Homeownership promises more than it delivers. Americans purchase homes for perceived financial security and social benefits, while politicians push homeownership for imagined economic growth. Such claims are traded like stock tips around water coolers and repeated by "experts" paid by the real estate and home building industries. But they are merely myths, widely held but false.
Here are some of the biggest whoppers.
Homeownership is a good investment.
According to housing guru Robert Shiller, from 1950 to 2000, annualized returns to housing averaged less than 0.5 percent after adjusting for inflation.
Returns were even lower over a longer horizon, with real prices growing 0.4 percent per year from 1890 to 2004. Relative to other investments, owner-occupied housing has grossly underperformed.
Between 1926 and 2009, compounded annual returns for small stocks (11.9 percent), large stocks (9.8), long-term government bonds (5.4), and Treasury bills (3.7) far outpaced housing returns.
Owning a home is the path to prosperity.
At best, homeownership amounts to a decent savings account, but even then it is ineffective. Policies like the mortgage interest deduction encourage taxpayers to finance homes with debt, and result in leveraged ownership, not true ownership.
Between 1950 and 2010, the percentage of home equity plunged from 80 percent to 38.5 percent. In the words of one commentator, "the cold, unsentimental fact about the American dream is that Americans never really owned it in the first place."
Homeownership creates positive social benefits.
The housing industry likes to say that homeowners enjoy better lives than renters. It touts studies correlating homeownership with higher rates of civic participation, beneficial effects on children's well-being and behavior, and lower rates of crime.
But no study has identified a causal connection between homeownership and what economists call "social capital." Children of homeowners might exhibit lower rates of truancy than children of renters, but that doesn't mean renting will land your kid in juvenile hall or that owning will get her into Harvard.
In fact, studies that isolate causal influences of homeownership on social capital find that the purported benefits disappear and even become negative.
Housing subsidies lower the cost of homeownership.
Current housing policies distort the allocation of financial capital by altering the decision to pay for homeownership with debt over cash or other assets.
Thanks particularly to the mortgage interest deduction, mortgage indebtedness soared in the decade preceding the housing collapse, rising as a percentage of GDP from 47 percent in 1995 to 81 percent by 2007.
Subsidized mortgage debt encourages homebuyers to consume bigger, costlier homes. Yet artificially boosting the cost of housing helps no one. Higher prices prevent millions of potential homebuyers from entering the market.
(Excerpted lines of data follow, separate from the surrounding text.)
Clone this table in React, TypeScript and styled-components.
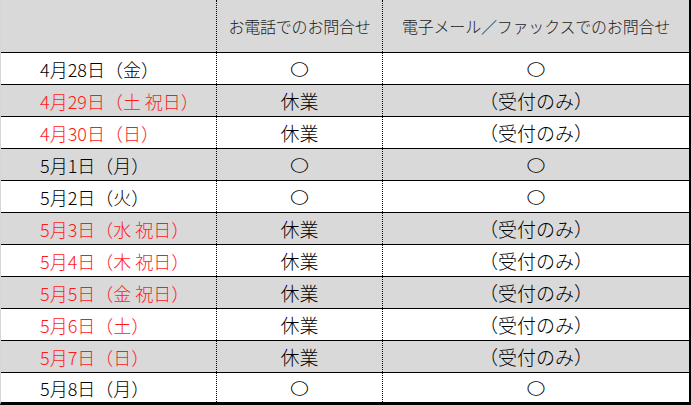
import React from "react";
import styled, { createGlobalStyle } from "styled-components";

const GlobalStyle = createGlobalStyle`
  html, body {
    margin: 0;
    padding: 0;
    background: #ffffff;
  }
  body {
    font-family: "Noto Sans CJK JP", "Noto Sans", sans-serif;
  }
`;

const Sheet = styled.div`
  width: 691px;
  height: 405px;
  box-sizing: border-box;
  border-left: 1px solid #d6d6d6;
  border-right: 2px solid #000;
  border-bottom: 3px solid #000;
  display: grid;
  grid-template-columns: 215px 166px 307px;
  grid-template-rows: 52px repeat(10, 32px) 30px;
  font-size: 19px;
  font-weight: 300;
  color: #000;
`;

const Cell = styled.div<{ $shade?: boolean; $first?: boolean; $col: number; $align?: "left" | "center"; $red?: boolean }>`
  box-sizing: border-box;
  display: flex;
  align-items: center;
  justify-content: ${(p) => (p.$align === "left" ? "flex-start" : "center")};
  padding-left: ${(p) => (p.$align === "left" ? "39px" : "0")};
  font-size: ${(p) => (p.$align === "left" ? "18px" : "inherit")};
  background: ${(p) => (p.$shade ? "#d9d9d9" : "#ffffff")};
  border-top: ${(p) => (p.$first ? "none" : "1px solid #000")};
  border-left: ${(p) => (p.$col > 0 ? "1px dotted #000" : "none")};
  color: ${(p) => (p.$red ? "#ff1a1a" : "#000")};
  white-space: nowrap;
  line-height: 1;
`;

const HeadCell = styled(Cell)`
  font-size: 16px;
  color: #222;
  letter-spacing: -0.2px;
`;

// the sheet's circle mark is a little flatter than it is wide
const Mark = styled.span`
  display: inline-block;
  transform: scaleY(0.8);
`;

type Row = { date: string; red: boolean; open: boolean };

const rows: Row[] = [
  { date: "4月28日（金）", red: false, open: true },
  { date: "4月29日（土 祝日）", red: true, open: false },
  { date: "4月30日（日）", red: true, open: false },
  { date: "5月1日（月）", red: false, open: true },
  { date: "5月2日（火）", red: false, open: true },
  { date: "5月3日（水 祝日）", red: true, open: false },
  { date: "5月4日（木 祝日）", red: true, open: false },
  { date: "5月5日（金 祝日）", red: true, open: false },
  { date: "5月6日（土）", red: true, open: false },
  { date: "5月7日（日）", red: true, open: false },
  { date: "5月8日（月）", red: false, open: true },
];

const App = () => {
  return (
    <>
      <GlobalStyle />
      <Sheet>
        <HeadCell $first $shade $col={0} />
        <HeadCell $first $shade $col={1}>お電話でのお問合せ</HeadCell>
        <HeadCell $first $shade $col={2}>電子メール／ファックスでのお問合せ</HeadCell>
        {rows.map((r, i) => {
          const shade = i % 2 === 1;
          return (
            <React.Fragment key={r.date}>
              <Cell $shade={shade} $col={0} $align="left" $red={r.red}>
                {r.date}
              </Cell>
              <Cell $shade={shade} $col={1}>
                {r.open ? <Mark>〇</Mark> : "休業"}
              </Cell>
              <Cell $shade={shade} $col={2}>
                {r.open ? <Mark>〇</Mark> : "（受付のみ）"}
              </Cell>
            </React.Fragment>
          );
        })}
      </Sheet>
    </>
  );
};

export default App;
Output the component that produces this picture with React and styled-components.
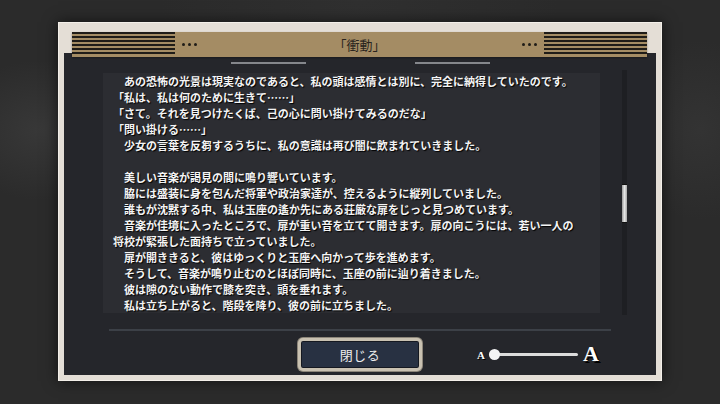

And while current homeowners may prefer inflated prices for maximizing gain upon sale, any perceived benefit is illusory as sellers become buyers in the same overheated market.
Housing subsidies help the economy.
Housing subsidies distort the decision over where to invest as much as how to invest. By lowering the cost of owner-occupied housing, subsidies contribute to overinvestment in residential real estate.
"Don't build a factory, build a mansion," economist Kevin Hassett has said of the mortgage interest deduction's influence on capital investment. Indeed, while the tax rate on corporate investment exceeds 30 percent, housing enjoys a rate near zero.
The distortions caused by tax subsidies for housing may account for half of all misallocated capital in the economy, shrinking GDP by 10 percent.
They also contribute to labor immobility, which raises unemployment. No wonder nearly every economist believes "the most sure-fire way to improve the competitiveness of the American economy is to repeal the mortgage interest deduction."
Housing subsidies help middle-class families.
Subsidies for homeownership accrue disproportionately to upper-income households.
Only 3 percent of taxpayers report income over $200,000, but they enjoy 35 percent of the mortgage interest deduction's largesse, while the 75 percent of all taxpayers earning less than $75,000 receive just 11 percent.
In fact, the mortgage interest deduction delivers 10 times the savings for households with income over $250,000 compared to those with income between $40,000 and $75,000.
The disparity in benefits exists because taxpayers receive them only if they itemize deductions.
But just one-third of taxpayers itemize, while two-thirds take the standard deduction (and thus receive no benefits). Even among itemizers, high-income households receive larger benefits, because the value of the subsidy rises as taxable income increases.
There are good reasons to buy a house. But none of them involves attaining financial security, admission to elite colleges, a stronger economy, lower taxes, or the American dream.